Print all of the data exactly.

■ **Extracted material**
-- BEGIN --
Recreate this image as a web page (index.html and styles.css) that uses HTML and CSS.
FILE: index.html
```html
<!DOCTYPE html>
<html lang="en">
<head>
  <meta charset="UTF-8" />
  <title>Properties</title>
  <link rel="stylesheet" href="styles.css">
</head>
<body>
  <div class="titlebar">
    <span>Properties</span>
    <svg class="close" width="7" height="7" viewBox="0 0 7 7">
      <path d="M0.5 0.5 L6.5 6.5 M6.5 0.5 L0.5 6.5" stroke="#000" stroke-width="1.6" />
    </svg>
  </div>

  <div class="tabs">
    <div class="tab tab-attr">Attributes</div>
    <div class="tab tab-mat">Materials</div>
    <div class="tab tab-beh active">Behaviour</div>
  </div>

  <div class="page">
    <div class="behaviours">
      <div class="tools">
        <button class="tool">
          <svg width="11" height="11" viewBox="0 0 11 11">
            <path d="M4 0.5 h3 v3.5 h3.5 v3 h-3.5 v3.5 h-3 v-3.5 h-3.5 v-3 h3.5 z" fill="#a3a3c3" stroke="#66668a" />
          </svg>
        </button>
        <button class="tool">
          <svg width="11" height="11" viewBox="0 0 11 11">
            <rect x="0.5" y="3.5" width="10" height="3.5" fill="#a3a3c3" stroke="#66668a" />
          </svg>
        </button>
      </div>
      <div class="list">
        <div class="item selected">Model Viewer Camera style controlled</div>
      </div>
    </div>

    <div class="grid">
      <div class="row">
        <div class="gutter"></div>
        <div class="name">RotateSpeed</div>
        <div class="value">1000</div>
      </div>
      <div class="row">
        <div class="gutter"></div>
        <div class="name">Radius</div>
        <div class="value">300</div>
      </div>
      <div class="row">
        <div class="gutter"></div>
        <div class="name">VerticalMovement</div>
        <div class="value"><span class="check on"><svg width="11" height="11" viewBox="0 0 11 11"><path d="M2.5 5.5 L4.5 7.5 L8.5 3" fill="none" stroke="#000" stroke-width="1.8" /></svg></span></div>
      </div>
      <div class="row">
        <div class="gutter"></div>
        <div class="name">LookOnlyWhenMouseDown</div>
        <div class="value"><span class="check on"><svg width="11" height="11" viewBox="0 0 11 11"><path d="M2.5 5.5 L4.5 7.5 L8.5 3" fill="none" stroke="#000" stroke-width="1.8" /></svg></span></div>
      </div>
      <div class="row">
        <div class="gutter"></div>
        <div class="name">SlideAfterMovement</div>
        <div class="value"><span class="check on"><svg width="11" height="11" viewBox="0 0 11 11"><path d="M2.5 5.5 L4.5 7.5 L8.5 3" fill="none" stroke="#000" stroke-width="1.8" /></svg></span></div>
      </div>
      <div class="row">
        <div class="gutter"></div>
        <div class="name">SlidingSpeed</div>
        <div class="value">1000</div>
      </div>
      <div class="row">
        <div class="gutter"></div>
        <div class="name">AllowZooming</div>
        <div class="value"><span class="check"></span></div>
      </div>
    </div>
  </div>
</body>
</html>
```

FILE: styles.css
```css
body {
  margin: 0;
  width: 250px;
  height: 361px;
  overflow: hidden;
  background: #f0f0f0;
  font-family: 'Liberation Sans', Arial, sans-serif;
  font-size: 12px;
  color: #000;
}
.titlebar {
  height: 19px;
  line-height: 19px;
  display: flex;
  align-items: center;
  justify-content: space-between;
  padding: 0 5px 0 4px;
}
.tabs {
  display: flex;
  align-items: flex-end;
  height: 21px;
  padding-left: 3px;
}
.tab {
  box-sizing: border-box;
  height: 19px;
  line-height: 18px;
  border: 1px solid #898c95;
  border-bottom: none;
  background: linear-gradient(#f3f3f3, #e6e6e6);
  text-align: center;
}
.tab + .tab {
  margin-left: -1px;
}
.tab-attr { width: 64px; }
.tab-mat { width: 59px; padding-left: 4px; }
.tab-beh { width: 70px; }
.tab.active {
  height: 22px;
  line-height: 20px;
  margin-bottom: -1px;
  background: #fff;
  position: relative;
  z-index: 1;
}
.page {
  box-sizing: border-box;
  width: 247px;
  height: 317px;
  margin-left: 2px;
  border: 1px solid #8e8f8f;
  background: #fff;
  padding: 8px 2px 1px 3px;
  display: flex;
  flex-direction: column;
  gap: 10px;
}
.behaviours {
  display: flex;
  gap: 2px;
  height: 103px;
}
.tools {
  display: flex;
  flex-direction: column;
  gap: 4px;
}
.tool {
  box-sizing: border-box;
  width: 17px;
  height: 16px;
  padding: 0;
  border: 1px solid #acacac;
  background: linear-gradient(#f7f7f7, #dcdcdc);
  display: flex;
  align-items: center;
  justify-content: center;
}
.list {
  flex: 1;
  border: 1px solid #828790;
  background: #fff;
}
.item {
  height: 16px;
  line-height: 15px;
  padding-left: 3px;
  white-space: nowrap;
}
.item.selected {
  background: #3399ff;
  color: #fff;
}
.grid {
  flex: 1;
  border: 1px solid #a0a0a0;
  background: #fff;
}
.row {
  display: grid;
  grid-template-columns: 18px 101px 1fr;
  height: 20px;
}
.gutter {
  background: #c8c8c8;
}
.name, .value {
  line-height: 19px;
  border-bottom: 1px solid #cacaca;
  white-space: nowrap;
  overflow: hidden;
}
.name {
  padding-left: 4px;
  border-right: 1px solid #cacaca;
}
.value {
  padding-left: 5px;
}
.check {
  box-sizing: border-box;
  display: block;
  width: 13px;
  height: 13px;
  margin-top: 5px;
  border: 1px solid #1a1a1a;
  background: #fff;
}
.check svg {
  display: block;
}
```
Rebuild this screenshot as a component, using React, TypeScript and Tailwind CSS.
-- END --
■ **Exercise solution**
Recreate this image as a web page (index.html and styles.css) that uses HTML and CSS.
FILE: index.html
```html
<!DOCTYPE html>
<html lang="en">
<head>
  <meta charset="UTF-8" />
  <title>Properties</title>
  <link rel="stylesheet" href="styles.css">
</head>
<body>
  <div class="titlebar">
    <span>Properties</span>
    <svg class="close" width="7" height="7" viewBox="0 0 7 7">
      <path d="M0.5 0.5 L6.5 6.5 M6.5 0.5 L0.5 6.5" stroke="#000" stroke-width="1.6" />
    </svg>
  </div>

  <div class="tabs">
    <div class="tab tab-attr">Attributes</div>
    <div class="tab tab-mat">Materials</div>
    <div class="tab tab-beh active">Behaviour</div>
  </div>

  <div class="page">
    <div class="behaviours">
      <div class="tools">
        <button class="tool">
          <svg width="11" height="11" viewBox="0 0 11 11">
            <path d="M4 0.5 h3 v3.5 h3.5 v3 h-3.5 v3.5 h-3 v-3.5 h-3.5 v-3 h3.5 z" fill="#a3a3c3" stroke="#66668a" />
          </svg>
        </button>
        <button class="tool">
          <svg width="11" height="11" viewBox="0 0 11 11">
            <rect x="0.5" y="3.5" width="10" height="3.5" fill="#a3a3c3" stroke="#66668a" />
          </svg>
        </button>
      </div>
      <div class="list">
        <div class="item selected">Model Viewer Camera style controlled</div>
      </div>
    </div>

    <div class="grid">
      <div class="row">
        <div class="gutter"></div>
        <div class="name">RotateSpeed</div>
        <div class="value">1000</div>
      </div>
      <div class="row">
        <div class="gutter"></div>
        <div class="name">Radius</div>
        <div class="value">300</div>
      </div>
      <div class="row">
        <div class="gutter"></div>
        <div class="name">VerticalMovement</div>
        <div class="value"><span class="check on"><svg width="11" height="11" viewBox="0 0 11 11"><path d="M2.5 5.5 L4.5 7.5 L8.5 3" fill="none" stroke="#000" stroke-width="1.8" /></svg></span></div>
      </div>
      <div class="row">
        <div class="gutter"></div>
        <div class="name">LookOnlyWhenMouseDown</div>
        <div class="value"><span class="check on"><svg width="11" height="11" viewBox="0 0 11 11"><path d="M2.5 5.5 L4.5 7.5 L8.5 3" fill="none" stroke="#000" stroke-width="1.8" /></svg></span></div>
      </div>
      <div class="row">
        <div class="gutter"></div>
        <div class="name">SlideAfterMovement</div>
        <div class="value"><span class="check on"><svg width="11" height="11" viewBox="0 0 11 11"><path d="M2.5 5.5 L4.5 7.5 L8.5 3" fill="none" stroke="#000" stroke-width="1.8" /></svg></span></div>
      </div>
      <div class="row">
        <div class="gutter"></div>
        <div class="name">SlidingSpeed</div>
        <div class="value">1000</div>
      </div>
      <div class="row">
        <div class="gutter"></div>
        <div class="name">AllowZooming</div>
        <div class="value"><span class="check"></span></div>
      </div>
    </div>
  </div>
</body>
</html>
```

FILE: styles.css
```css
body {
  margin: 0;
  width: 250px;
  height: 361px;
  overflow: hidden;
  background: #f0f0f0;
  font-family: 'Liberation Sans', Arial, sans-serif;
  font-size: 12px;
  color: #000;
}
.titlebar {
  height: 19px;
  line-height: 19px;
  display: flex;
  align-items: center;
  justify-content: space-between;
  padding: 0 5px 0 4px;
}
.tabs {
  display: flex;
  align-items: flex-end;
  height: 21px;
  padding-left: 3px;
}
.tab {
  box-sizing: border-box;
  height: 19px;
  line-height: 18px;
  border: 1px solid #898c95;
  border-bottom: none;
  background: linear-gradient(#f3f3f3, #e6e6e6);
  text-align: center;
}
.tab + .tab {
  margin-left: -1px;
}
.tab-attr { width: 64px; }
.tab-mat { width: 59px; padding-left: 4px; }
.tab-beh { width: 70px; }
.tab.active {
  height: 22px;
  line-height: 20px;
  margin-bottom: -1px;
  background: #fff;
  position: relative;
  z-index: 1;
}
.page {
  box-sizing: border-box;
  width: 247px;
  height: 317px;
  margin-left: 2px;
  border: 1px solid #8e8f8f;
  background: #fff;
  padding: 8px 2px 1px 3px;
  display: flex;
  flex-direction: column;
  gap: 10px;
}
.behaviours {
  display: flex;
  gap: 2px;
  height: 103px;
}
.tools {
  display: flex;
  flex-direction: column;
  gap: 4px;
}
.tool {
  box-sizing: border-box;
  width: 17px;
  height: 16px;
  padding: 0;
  border: 1px solid #acacac;
  background: linear-gradient(#f7f7f7, #dcdcdc);
  display: flex;
  align-items: center;
  justify-content: center;
}
.list {
  flex: 1;
  border: 1px solid #828790;
  background: #fff;
}
.item {
  height: 16px;
  line-height: 15px;
  padding-left: 3px;
  white-space: nowrap;
}
.item.selected {
  background: #3399ff;
  color: #fff;
}
.grid {
  flex: 1;
  border: 1px solid #a0a0a0;
  background: #fff;
}
.row {
  display: grid;
  grid-template-columns: 18px 101px 1fr;
  height: 20px;
}
.gutter {
  background: #c8c8c8;
}
.name, .value {
  line-height: 19px;
  border-bottom: 1px solid #cacaca;
  white-space: nowrap;
  overflow: hidden;
}
.name {
  padding-left: 4px;
  border-right: 1px solid #cacaca;
}
.value {
  padding-left: 5px;
}
.check {
  box-sizing: border-box;
  display: block;
  width: 13px;
  height: 13px;
  margin-top: 5px;
  border: 1px solid #1a1a1a;
  background: #fff;
}
.check svg {
  display: block;
}
```
Rebuild this screenshot as a component, using React, TypeScript and Tailwind CSS.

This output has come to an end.